■ Data provided:
--
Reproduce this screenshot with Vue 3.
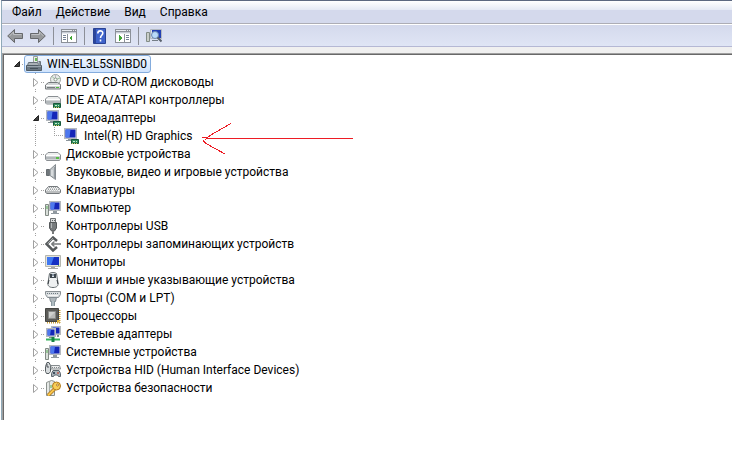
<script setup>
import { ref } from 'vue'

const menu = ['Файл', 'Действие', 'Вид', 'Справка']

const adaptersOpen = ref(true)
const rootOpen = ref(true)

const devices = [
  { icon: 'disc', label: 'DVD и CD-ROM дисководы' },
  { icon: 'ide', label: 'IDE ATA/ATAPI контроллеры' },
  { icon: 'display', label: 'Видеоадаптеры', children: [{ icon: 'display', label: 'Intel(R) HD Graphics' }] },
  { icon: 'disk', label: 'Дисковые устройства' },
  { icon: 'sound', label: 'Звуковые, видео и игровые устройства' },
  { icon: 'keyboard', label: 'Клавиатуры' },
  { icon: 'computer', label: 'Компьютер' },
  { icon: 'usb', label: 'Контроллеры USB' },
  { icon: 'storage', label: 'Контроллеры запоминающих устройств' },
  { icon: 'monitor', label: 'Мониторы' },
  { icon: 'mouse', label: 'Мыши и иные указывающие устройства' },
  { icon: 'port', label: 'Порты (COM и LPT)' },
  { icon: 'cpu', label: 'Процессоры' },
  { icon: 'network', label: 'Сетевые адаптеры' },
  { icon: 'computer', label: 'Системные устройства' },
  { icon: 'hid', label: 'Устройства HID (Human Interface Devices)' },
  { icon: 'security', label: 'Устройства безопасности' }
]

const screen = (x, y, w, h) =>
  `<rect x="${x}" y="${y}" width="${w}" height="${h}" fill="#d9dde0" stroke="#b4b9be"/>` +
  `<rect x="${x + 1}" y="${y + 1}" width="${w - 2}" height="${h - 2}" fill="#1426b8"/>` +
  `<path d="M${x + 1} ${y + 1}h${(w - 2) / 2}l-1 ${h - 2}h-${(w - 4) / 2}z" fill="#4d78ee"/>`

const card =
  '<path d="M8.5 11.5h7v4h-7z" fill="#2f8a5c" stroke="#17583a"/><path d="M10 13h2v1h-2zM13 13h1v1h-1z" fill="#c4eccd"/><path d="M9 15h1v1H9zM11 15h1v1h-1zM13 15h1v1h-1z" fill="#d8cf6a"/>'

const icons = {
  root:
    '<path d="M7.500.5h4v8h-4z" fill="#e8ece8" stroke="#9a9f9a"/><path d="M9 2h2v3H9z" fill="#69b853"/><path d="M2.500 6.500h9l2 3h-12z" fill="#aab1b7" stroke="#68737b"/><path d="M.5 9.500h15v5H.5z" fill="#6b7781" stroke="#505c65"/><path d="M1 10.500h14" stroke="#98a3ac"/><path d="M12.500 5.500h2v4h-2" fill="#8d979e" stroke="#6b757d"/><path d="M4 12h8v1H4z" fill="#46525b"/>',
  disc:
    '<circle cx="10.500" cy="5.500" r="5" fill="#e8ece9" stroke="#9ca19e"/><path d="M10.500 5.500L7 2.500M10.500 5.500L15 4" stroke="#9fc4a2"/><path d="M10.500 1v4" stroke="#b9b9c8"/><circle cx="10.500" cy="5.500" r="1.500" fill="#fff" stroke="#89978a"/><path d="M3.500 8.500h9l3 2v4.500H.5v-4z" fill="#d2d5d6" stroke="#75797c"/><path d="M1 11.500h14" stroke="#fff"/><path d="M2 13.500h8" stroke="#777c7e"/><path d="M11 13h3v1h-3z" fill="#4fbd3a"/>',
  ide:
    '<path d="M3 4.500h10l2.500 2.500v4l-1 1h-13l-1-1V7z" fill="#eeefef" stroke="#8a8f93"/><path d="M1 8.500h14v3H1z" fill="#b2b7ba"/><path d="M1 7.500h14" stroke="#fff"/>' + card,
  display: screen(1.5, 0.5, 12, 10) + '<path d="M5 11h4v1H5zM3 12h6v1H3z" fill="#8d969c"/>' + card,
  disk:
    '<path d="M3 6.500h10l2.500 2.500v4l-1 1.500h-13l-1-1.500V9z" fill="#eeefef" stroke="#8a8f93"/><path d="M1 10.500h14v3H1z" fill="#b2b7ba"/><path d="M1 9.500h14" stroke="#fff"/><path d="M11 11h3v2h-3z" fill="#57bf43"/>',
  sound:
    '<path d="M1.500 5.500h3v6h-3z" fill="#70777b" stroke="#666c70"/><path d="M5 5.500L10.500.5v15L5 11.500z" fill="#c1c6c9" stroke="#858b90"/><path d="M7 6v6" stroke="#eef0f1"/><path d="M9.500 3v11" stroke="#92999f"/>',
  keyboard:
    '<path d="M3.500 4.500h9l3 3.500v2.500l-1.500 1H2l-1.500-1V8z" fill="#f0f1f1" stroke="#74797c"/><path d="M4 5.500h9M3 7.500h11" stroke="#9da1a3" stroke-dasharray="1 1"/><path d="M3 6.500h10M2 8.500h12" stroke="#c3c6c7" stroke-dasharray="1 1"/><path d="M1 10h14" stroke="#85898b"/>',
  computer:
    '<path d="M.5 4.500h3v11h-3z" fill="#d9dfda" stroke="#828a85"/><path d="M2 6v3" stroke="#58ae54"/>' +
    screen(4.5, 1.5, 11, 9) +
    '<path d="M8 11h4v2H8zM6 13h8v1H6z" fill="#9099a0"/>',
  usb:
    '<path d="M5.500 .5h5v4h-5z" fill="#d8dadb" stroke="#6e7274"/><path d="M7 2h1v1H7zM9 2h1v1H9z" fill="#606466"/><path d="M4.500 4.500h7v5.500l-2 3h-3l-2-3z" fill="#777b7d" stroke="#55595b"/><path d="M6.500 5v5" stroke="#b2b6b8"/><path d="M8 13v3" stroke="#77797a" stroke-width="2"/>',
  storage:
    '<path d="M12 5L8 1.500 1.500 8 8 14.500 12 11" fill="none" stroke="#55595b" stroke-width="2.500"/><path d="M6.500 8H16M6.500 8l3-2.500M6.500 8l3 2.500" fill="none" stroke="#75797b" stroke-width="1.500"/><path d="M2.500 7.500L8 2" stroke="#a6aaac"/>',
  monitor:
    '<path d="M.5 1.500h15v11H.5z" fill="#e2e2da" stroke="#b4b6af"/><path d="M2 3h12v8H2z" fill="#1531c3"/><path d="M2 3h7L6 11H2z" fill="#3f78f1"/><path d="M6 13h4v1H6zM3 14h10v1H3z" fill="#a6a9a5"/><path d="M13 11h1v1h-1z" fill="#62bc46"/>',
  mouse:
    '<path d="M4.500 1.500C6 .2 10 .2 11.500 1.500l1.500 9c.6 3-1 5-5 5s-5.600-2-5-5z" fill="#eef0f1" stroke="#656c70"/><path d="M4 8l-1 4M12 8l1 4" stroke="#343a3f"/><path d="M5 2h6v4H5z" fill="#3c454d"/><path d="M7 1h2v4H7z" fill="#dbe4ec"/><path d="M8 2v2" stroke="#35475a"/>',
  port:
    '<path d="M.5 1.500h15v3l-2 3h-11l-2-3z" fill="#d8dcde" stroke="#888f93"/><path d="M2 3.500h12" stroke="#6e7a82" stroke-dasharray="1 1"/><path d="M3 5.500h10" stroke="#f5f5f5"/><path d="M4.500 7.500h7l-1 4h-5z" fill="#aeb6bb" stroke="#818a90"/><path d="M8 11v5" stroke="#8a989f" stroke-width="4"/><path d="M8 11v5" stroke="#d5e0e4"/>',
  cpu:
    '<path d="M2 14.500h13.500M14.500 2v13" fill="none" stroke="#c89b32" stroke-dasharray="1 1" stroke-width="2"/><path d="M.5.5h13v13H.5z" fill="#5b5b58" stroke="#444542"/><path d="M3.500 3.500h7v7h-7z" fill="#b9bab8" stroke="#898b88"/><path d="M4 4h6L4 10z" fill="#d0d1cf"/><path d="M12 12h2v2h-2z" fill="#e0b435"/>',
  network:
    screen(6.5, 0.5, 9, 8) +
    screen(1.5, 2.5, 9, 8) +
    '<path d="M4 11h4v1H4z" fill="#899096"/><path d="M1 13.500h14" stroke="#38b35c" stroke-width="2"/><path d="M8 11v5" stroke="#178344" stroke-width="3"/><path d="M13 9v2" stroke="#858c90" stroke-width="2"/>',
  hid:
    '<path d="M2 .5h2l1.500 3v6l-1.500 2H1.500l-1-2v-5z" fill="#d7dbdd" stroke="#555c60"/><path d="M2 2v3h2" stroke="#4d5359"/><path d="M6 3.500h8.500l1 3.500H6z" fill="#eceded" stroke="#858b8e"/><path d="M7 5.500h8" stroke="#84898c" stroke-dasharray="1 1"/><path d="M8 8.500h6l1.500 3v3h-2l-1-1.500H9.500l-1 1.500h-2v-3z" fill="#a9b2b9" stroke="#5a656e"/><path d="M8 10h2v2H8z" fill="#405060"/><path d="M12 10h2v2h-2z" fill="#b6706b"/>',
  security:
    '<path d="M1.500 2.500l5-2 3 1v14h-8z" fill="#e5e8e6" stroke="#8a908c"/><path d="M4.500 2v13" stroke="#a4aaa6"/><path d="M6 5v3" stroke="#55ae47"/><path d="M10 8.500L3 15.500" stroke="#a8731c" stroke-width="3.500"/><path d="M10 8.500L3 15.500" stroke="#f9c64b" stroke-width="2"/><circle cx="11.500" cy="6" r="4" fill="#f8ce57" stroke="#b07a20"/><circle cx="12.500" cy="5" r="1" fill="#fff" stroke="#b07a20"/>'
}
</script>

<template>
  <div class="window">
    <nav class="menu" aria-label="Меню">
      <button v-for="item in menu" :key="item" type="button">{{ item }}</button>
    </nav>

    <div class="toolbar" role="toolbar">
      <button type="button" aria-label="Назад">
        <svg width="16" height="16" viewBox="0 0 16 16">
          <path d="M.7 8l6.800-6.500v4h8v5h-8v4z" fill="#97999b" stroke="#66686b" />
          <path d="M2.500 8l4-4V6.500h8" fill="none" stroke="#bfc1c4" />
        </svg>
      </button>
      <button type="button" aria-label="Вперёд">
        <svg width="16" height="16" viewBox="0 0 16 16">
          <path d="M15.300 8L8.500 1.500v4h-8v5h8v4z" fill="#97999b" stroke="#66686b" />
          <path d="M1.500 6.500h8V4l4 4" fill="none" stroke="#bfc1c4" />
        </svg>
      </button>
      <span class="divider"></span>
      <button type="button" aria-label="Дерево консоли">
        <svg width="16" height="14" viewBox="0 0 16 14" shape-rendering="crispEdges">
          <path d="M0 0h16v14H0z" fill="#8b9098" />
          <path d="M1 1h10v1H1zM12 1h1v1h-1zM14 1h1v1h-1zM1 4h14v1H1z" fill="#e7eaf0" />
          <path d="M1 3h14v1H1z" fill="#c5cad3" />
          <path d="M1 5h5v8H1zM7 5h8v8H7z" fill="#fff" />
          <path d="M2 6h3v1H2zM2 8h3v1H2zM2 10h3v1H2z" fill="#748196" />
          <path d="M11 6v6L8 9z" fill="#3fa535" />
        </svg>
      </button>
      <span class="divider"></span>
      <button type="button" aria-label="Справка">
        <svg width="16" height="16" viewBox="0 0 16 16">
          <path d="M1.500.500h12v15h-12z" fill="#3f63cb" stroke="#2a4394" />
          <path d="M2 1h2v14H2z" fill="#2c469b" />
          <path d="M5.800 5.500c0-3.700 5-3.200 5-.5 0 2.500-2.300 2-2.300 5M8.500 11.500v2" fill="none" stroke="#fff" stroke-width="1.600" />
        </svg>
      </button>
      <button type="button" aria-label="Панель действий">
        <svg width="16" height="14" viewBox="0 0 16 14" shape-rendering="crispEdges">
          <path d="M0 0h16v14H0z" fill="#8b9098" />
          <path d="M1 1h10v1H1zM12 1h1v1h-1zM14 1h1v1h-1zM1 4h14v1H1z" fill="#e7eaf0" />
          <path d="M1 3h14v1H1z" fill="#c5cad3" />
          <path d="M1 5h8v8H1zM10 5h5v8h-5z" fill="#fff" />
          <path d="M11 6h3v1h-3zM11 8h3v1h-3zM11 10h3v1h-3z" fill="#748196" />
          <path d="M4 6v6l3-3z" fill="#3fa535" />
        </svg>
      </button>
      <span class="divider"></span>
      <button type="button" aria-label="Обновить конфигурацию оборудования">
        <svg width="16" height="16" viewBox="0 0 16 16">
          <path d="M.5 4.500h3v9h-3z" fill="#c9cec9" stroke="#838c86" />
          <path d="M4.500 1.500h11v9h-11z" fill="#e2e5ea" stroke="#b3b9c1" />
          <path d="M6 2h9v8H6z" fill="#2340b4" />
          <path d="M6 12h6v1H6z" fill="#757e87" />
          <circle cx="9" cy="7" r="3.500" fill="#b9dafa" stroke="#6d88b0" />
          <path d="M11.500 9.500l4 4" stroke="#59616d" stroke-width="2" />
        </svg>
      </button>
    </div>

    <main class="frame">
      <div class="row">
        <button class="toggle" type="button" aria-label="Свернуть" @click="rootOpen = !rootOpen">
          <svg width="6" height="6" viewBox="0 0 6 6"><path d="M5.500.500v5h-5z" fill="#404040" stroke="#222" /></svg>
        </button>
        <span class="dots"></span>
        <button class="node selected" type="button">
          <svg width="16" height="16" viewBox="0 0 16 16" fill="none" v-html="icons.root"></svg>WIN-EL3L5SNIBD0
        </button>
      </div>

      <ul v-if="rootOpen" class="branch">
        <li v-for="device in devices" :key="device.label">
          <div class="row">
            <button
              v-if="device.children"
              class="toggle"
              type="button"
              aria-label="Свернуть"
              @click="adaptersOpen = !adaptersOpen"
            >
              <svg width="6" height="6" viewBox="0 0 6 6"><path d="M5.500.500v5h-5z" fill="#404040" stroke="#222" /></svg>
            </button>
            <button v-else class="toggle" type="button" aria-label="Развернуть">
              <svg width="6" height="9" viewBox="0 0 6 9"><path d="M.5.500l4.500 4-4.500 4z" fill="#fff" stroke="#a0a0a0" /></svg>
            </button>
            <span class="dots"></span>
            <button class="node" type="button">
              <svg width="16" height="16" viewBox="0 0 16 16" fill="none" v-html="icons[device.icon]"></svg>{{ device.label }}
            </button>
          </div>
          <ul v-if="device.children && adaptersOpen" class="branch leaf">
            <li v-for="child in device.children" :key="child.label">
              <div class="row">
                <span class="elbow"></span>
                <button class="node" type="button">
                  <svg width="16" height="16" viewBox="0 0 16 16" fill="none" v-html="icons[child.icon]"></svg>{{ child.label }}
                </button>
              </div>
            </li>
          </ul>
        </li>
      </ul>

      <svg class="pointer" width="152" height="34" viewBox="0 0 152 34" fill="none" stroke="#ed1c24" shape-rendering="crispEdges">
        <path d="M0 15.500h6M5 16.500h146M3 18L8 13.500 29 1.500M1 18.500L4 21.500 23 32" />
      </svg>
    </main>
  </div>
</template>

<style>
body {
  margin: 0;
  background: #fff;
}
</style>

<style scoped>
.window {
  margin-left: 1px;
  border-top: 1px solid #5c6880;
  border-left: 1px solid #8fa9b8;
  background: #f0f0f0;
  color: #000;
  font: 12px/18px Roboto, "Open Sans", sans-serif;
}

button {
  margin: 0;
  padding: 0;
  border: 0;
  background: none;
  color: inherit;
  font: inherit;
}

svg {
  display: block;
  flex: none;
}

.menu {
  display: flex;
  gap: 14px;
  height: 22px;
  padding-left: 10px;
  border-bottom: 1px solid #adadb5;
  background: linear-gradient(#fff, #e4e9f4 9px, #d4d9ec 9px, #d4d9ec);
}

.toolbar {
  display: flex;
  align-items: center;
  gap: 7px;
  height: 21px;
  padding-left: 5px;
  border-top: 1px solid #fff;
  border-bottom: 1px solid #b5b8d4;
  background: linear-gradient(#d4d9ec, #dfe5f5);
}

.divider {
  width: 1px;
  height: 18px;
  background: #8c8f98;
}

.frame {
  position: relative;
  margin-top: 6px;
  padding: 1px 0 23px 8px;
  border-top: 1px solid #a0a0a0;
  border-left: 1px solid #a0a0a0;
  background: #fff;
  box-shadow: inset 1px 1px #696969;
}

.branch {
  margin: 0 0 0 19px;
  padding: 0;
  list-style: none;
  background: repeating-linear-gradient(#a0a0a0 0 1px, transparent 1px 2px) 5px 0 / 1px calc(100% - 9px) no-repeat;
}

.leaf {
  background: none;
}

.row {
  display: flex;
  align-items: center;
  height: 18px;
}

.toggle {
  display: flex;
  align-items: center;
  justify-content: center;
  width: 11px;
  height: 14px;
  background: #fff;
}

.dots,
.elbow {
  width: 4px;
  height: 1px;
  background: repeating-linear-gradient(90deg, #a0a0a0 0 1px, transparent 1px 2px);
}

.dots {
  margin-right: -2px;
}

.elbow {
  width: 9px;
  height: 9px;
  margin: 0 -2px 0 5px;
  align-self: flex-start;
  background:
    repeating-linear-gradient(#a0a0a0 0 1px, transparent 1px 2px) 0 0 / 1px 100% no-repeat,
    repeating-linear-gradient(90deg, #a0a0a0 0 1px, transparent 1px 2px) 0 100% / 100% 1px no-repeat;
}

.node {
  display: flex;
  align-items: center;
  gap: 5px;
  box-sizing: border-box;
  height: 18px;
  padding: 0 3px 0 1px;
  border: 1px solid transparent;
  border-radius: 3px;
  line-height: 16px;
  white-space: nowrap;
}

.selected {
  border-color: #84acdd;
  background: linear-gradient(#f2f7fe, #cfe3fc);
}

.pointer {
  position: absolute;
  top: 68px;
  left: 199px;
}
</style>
--
Copy exactly the lines running from the beginning of the listing through the line that has "const rootOpen = ref(true)". Drop the pictures.

Reproduce this screenshot with Vue 3.
<script setup>
import { ref } from 'vue'

const menu = ['Файл', 'Действие', 'Вид', 'Справка']

const adaptersOpen = ref(true)
const rootOpen = ref(true)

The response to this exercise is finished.